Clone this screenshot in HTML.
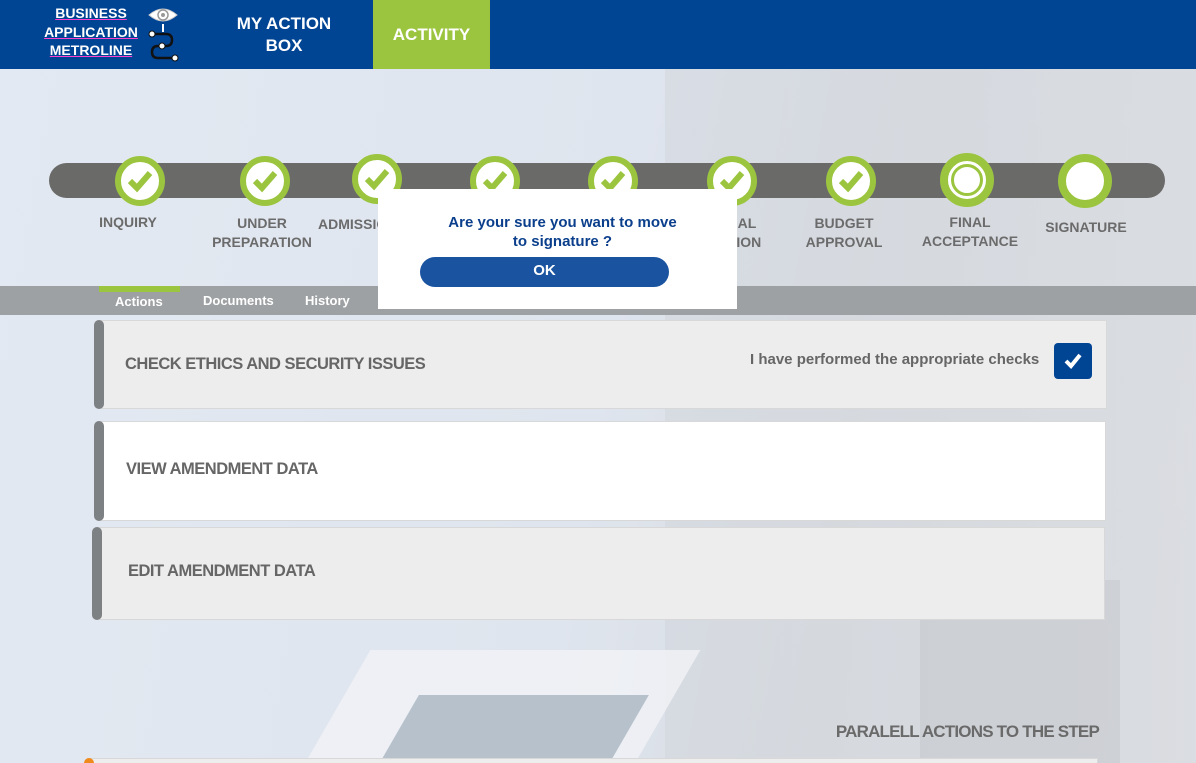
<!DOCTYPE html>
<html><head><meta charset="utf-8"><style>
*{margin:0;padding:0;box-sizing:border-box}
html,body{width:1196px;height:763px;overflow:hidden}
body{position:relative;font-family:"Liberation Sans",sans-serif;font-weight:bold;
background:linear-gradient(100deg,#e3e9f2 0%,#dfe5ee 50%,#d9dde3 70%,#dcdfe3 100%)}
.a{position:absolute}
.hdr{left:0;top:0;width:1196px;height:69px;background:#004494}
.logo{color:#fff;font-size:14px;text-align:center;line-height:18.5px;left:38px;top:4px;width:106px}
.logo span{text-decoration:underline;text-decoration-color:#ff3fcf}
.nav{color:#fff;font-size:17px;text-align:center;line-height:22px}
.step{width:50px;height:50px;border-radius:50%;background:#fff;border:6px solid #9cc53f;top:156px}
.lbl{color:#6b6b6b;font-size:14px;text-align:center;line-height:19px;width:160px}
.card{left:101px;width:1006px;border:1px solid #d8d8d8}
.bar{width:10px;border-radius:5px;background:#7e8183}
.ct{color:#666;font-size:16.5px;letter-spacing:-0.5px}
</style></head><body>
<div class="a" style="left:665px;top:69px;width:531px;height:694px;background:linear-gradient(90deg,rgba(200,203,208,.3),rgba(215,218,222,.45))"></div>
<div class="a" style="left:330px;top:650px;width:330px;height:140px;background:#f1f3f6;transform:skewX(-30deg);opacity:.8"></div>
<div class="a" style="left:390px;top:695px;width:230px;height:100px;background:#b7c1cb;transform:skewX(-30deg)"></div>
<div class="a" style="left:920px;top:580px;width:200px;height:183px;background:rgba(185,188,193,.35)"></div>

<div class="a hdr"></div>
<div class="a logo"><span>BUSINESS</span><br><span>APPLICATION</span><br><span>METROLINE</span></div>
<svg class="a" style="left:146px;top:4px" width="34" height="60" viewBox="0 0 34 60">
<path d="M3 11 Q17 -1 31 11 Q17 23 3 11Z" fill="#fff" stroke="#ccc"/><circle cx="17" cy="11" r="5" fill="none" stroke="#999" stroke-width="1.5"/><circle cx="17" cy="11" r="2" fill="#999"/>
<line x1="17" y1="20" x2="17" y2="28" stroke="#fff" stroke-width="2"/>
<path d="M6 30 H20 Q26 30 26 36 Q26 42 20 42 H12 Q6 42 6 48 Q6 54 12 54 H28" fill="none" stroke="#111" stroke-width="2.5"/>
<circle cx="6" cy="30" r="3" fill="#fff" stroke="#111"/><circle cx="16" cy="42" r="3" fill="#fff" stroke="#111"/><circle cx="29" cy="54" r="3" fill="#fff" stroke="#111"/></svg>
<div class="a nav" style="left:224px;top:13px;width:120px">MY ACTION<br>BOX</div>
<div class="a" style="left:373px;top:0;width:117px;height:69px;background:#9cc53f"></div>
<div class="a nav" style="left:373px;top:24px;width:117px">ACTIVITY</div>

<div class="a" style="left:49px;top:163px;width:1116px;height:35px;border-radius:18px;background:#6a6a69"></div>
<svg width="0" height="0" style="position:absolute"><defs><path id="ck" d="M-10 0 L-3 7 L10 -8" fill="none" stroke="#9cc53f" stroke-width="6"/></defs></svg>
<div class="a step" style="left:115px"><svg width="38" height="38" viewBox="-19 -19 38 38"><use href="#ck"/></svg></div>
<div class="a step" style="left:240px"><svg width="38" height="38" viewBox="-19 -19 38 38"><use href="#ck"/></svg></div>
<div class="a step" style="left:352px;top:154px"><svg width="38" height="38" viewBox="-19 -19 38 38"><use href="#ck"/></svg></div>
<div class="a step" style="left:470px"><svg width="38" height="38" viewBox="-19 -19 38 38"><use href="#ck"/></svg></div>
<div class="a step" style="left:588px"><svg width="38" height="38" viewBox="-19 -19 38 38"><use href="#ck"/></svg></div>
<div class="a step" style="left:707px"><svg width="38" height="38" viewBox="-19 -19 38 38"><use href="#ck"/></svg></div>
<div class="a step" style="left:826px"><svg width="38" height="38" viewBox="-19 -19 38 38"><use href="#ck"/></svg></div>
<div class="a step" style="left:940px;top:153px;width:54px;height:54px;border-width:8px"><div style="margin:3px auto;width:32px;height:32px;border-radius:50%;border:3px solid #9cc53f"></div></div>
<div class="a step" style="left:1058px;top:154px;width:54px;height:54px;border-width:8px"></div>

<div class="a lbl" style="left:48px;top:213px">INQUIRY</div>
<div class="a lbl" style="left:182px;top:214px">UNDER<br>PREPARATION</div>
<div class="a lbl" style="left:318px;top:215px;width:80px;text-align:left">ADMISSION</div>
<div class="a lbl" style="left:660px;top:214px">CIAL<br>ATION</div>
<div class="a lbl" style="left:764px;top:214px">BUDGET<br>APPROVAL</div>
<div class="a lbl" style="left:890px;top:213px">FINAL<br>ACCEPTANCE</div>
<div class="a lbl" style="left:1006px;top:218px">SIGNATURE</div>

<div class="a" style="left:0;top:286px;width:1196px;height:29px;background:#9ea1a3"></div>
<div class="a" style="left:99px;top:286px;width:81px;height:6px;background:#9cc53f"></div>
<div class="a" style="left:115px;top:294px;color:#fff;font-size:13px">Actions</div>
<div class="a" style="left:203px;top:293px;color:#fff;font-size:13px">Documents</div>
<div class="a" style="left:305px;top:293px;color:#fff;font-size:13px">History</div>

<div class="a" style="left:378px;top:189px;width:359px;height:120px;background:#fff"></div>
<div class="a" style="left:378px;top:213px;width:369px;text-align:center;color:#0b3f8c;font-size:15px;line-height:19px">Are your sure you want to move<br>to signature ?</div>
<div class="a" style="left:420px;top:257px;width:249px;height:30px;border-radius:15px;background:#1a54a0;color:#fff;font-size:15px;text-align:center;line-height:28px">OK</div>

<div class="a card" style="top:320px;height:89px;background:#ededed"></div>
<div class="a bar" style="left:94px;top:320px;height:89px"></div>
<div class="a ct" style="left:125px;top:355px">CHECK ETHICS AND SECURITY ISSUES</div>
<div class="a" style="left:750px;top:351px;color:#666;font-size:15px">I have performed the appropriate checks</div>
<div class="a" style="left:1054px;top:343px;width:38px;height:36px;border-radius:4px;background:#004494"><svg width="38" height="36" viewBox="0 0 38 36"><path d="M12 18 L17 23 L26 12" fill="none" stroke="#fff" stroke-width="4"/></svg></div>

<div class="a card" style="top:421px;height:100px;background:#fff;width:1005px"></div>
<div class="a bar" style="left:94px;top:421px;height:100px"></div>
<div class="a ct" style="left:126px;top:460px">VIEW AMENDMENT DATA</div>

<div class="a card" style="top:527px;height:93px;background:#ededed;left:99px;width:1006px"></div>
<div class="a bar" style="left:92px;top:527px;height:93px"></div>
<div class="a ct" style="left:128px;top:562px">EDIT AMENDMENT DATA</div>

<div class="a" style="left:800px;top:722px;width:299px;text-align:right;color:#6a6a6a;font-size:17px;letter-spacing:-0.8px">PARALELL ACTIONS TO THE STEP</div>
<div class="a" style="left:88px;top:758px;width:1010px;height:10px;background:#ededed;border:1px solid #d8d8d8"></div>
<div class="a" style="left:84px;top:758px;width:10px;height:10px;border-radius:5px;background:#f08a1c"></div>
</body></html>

TASK TO COMPLETE: Write out every line above exactly as it is, leaving out the pictures.

EXERCISE SOLUTION:
Clone this screenshot in HTML.
<!DOCTYPE html>
<html><head><meta charset="utf-8"><style>
*{margin:0;padding:0;box-sizing:border-box}
html,body{width:1196px;height:763px;overflow:hidden}
body{position:relative;font-family:"Liberation Sans",sans-serif;font-weight:bold;
background:linear-gradient(100deg,#e3e9f2 0%,#dfe5ee 50%,#d9dde3 70%,#dcdfe3 100%)}
.a{position:absolute}
.hdr{left:0;top:0;width:1196px;height:69px;background:#004494}
.logo{color:#fff;font-size:14px;text-align:center;line-height:18.5px;left:38px;top:4px;width:106px}
.logo span{text-decoration:underline;text-decoration-color:#ff3fcf}
.nav{color:#fff;font-size:17px;text-align:center;line-height:22px}
.step{width:50px;height:50px;border-radius:50%;background:#fff;border:6px solid #9cc53f;top:156px}
.lbl{color:#6b6b6b;font-size:14px;text-align:center;line-height:19px;width:160px}
.card{left:101px;width:1006px;border:1px solid #d8d8d8}
.bar{width:10px;border-radius:5px;background:#7e8183}
.ct{color:#666;font-size:16.5px;letter-spacing:-0.5px}
</style></head><body>
<div class="a" style="left:665px;top:69px;width:531px;height:694px;background:linear-gradient(90deg,rgba(200,203,208,.3),rgba(215,218,222,.45))"></div>
<div class="a" style="left:330px;top:650px;width:330px;height:140px;background:#f1f3f6;transform:skewX(-30deg);opacity:.8"></div>
<div class="a" style="left:390px;top:695px;width:230px;height:100px;background:#b7c1cb;transform:skewX(-30deg)"></div>
<div class="a" style="left:920px;top:580px;width:200px;height:183px;background:rgba(185,188,193,.35)"></div>

<div class="a hdr"></div>
<div class="a logo"><span>BUSINESS</span><br><span>APPLICATION</span><br><span>METROLINE</span></div>
<svg class="a" style="left:146px;top:4px" width="34" height="60" viewBox="0 0 34 60">
<path d="M3 11 Q17 -1 31 11 Q17 23 3 11Z" fill="#fff" stroke="#ccc"/><circle cx="17" cy="11" r="5" fill="none" stroke="#999" stroke-width="1.5"/><circle cx="17" cy="11" r="2" fill="#999"/>
<line x1="17" y1="20" x2="17" y2="28" stroke="#fff" stroke-width="2"/>
<path d="M6 30 H20 Q26 30 26 36 Q26 42 20 42 H12 Q6 42 6 48 Q6 54 12 54 H28" fill="none" stroke="#111" stroke-width="2.5"/>
<circle cx="6" cy="30" r="3" fill="#fff" stroke="#111"/><circle cx="16" cy="42" r="3" fill="#fff" stroke="#111"/><circle cx="29" cy="54" r="3" fill="#fff" stroke="#111"/></svg>
<div class="a nav" style="left:224px;top:13px;width:120px">MY ACTION<br>BOX</div>
<div class="a" style="left:373px;top:0;width:117px;height:69px;background:#9cc53f"></div>
<div class="a nav" style="left:373px;top:24px;width:117px">ACTIVITY</div>

<div class="a" style="left:49px;top:163px;width:1116px;height:35px;border-radius:18px;background:#6a6a69"></div>
<svg width="0" height="0" style="position:absolute"><defs><path id="ck" d="M-10 0 L-3 7 L10 -8" fill="none" stroke="#9cc53f" stroke-width="6"/></defs></svg>
<div class="a step" style="left:115px"><svg width="38" height="38" viewBox="-19 -19 38 38"><use href="#ck"/></svg></div>
<div class="a step" style="left:240px"><svg width="38" height="38" viewBox="-19 -19 38 38"><use href="#ck"/></svg></div>
<div class="a step" style="left:352px;top:154px"><svg width="38" height="38" viewBox="-19 -19 38 38"><use href="#ck"/></svg></div>
<div class="a step" style="left:470px"><svg width="38" height="38" viewBox="-19 -19 38 38"><use href="#ck"/></svg></div>
<div class="a step" style="left:588px"><svg width="38" height="38" viewBox="-19 -19 38 38"><use href="#ck"/></svg></div>
<div class="a step" style="left:707px"><svg width="38" height="38" viewBox="-19 -19 38 38"><use href="#ck"/></svg></div>
<div class="a step" style="left:826px"><svg width="38" height="38" viewBox="-19 -19 38 38"><use href="#ck"/></svg></div>
<div class="a step" style="left:940px;top:153px;width:54px;height:54px;border-width:8px"><div style="margin:3px auto;width:32px;height:32px;border-radius:50%;border:3px solid #9cc53f"></div></div>
<div class="a step" style="left:1058px;top:154px;width:54px;height:54px;border-width:8px"></div>

<div class="a lbl" style="left:48px;top:213px">INQUIRY</div>
<div class="a lbl" style="left:182px;top:214px">UNDER<br>PREPARATION</div>
<div class="a lbl" style="left:318px;top:215px;width:80px;text-align:left">ADMISSION</div>
<div class="a lbl" style="left:660px;top:214px">CIAL<br>ATION</div>
<div class="a lbl" style="left:764px;top:214px">BUDGET<br>APPROVAL</div>
<div class="a lbl" style="left:890px;top:213px">FINAL<br>ACCEPTANCE</div>
<div class="a lbl" style="left:1006px;top:218px">SIGNATURE</div>

<div class="a" style="left:0;top:286px;width:1196px;height:29px;background:#9ea1a3"></div>
<div class="a" style="left:99px;top:286px;width:81px;height:6px;background:#9cc53f"></div>
<div class="a" style="left:115px;top:294px;color:#fff;font-size:13px">Actions</div>
<div class="a" style="left:203px;top:293px;color:#fff;font-size:13px">Documents</div>
<div class="a" style="left:305px;top:293px;color:#fff;font-size:13px">History</div>

<div class="a" style="left:378px;top:189px;width:359px;height:120px;background:#fff"></div>
<div class="a" style="left:378px;top:213px;width:369px;text-align:center;color:#0b3f8c;font-size:15px;line-height:19px">Are your sure you want to move<br>to signature ?</div>
<div class="a" style="left:420px;top:257px;width:249px;height:30px;border-radius:15px;background:#1a54a0;color:#fff;font-size:15px;text-align:center;line-height:28px">OK</div>

<div class="a card" style="top:320px;height:89px;background:#ededed"></div>
<div class="a bar" style="left:94px;top:320px;height:89px"></div>
<div class="a ct" style="left:125px;top:355px">CHECK ETHICS AND SECURITY ISSUES</div>
<div class="a" style="left:750px;top:351px;color:#666;font-size:15px">I have performed the appropriate checks</div>
<div class="a" style="left:1054px;top:343px;width:38px;height:36px;border-radius:4px;background:#004494"><svg width="38" height="36" viewBox="0 0 38 36"><path d="M12 18 L17 23 L26 12" fill="none" stroke="#fff" stroke-width="4"/></svg></div>

<div class="a card" style="top:421px;height:100px;background:#fff;width:1005px"></div>
<div class="a bar" style="left:94px;top:421px;height:100px"></div>
<div class="a ct" style="left:126px;top:460px">VIEW AMENDMENT DATA</div>

<div class="a card" style="top:527px;height:93px;background:#ededed;left:99px;width:1006px"></div>
<div class="a bar" style="left:92px;top:527px;height:93px"></div>
<div class="a ct" style="left:128px;top:562px">EDIT AMENDMENT DATA</div>

<div class="a" style="left:800px;top:722px;width:299px;text-align:right;color:#6a6a6a;font-size:17px;letter-spacing:-0.8px">PARALELL ACTIONS TO THE STEP</div>
<div class="a" style="left:88px;top:758px;width:1010px;height:10px;background:#ededed;border:1px solid #d8d8d8"></div>
<div class="a" style="left:84px;top:758px;width:10px;height:10px;border-radius:5px;background:#f08a1c"></div>
</body></html>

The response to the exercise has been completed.